In Campidoglio il Pd locale è scatenato: “Invitare gli esperti è utile”, ha detto la consigliere comunale Ilaria Piccolo, “ma se ne devono invitare di più. Abbiamo capito che la direzione della maggioranza è verso il vegetariano e il vegano, ma per farci un’idea complessiva si dovrebbe invitare anche l’unione macellai, altrimenti non va bene”. Questa la critica di Ilaria Piccolo, consigliera Pd. “Spesso sono invitate solo determinate associazioni e non altre, e parliamo di metodo, non del merito che invece seguiamo con attenzione”, dice, sempre dal Pd, Valeria Baglio.

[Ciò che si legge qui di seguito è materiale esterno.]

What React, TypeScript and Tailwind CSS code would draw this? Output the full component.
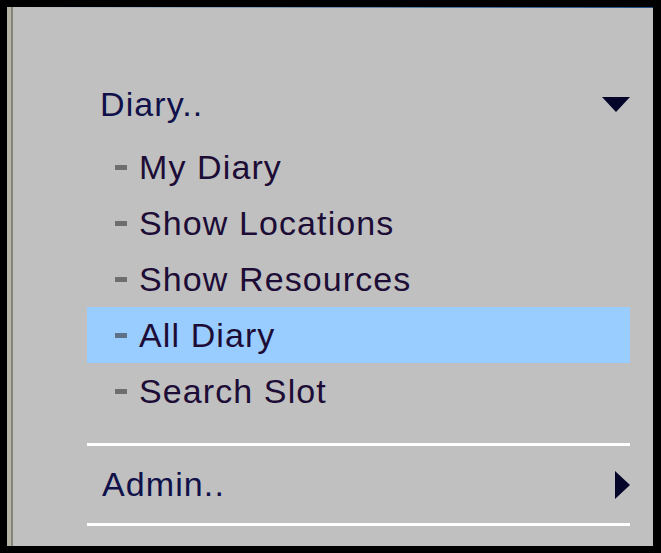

Poi c’è Fratelli d’Italia, con il consigliere Andrea De Priamo che, ferma restando l’attenzione “al tema della sostenibilità e della salute dei bambini”, invita la maggioranza a “non farne una bandiera di tipo ideologico… capisco chi condivide una scelta vegetariana, ma gli esponenti della maggioranza non si improvvisino nutrizionisti esperti e lascino lavorare i nostri uffici competenti, visto che li abbiamo”.
Ed è questo il segno dei tempi (anche romani), nella città dove finora l’abbacchio non era stato neanche lontanamente scalzato dal suo primato presso il cuore dei turisti, ma in cui ora il “dàgli” alla carne e il “viva il vegan” vengono innalzati non solo come stendardi elettorali e come simbolo divisivo tra un “noi” e un “loro” socio-politico (“noi” detto dai Cinque stelle che si intestano la battaglia “bio”, “loro” rivolto a un nemico partitico dipinto come insensibile alla battaglia antiogm-antioliodipalma-antibistecca-noglobal-nocasta-nolobby).
Capita infatti, passeggiando per le vie del centro storico, di scorgere sempre più bar e ristoranti riabilitarsi agli occhi del cittadino della Rete con sfilze di “cornetti vegani” (senza burro) e “pennette al sugo bio”. Ambizioni “no-carne” coltiva a volte pure l’aperitivo in zone sensibili al tam-tam intensivo vegano (“polpette di tofu” – visto a Testaccio; “crocchette di zucchine da coltivazione locale” – visto a San Giovanni; “tapas vegetariane” – visto dietro Piazza Navona). Altro che Stato etico (si ricordano con nostalgia gli anni in cui ancora ci si poteva irritare per una banalissima linea guida ministeriale anti obesità).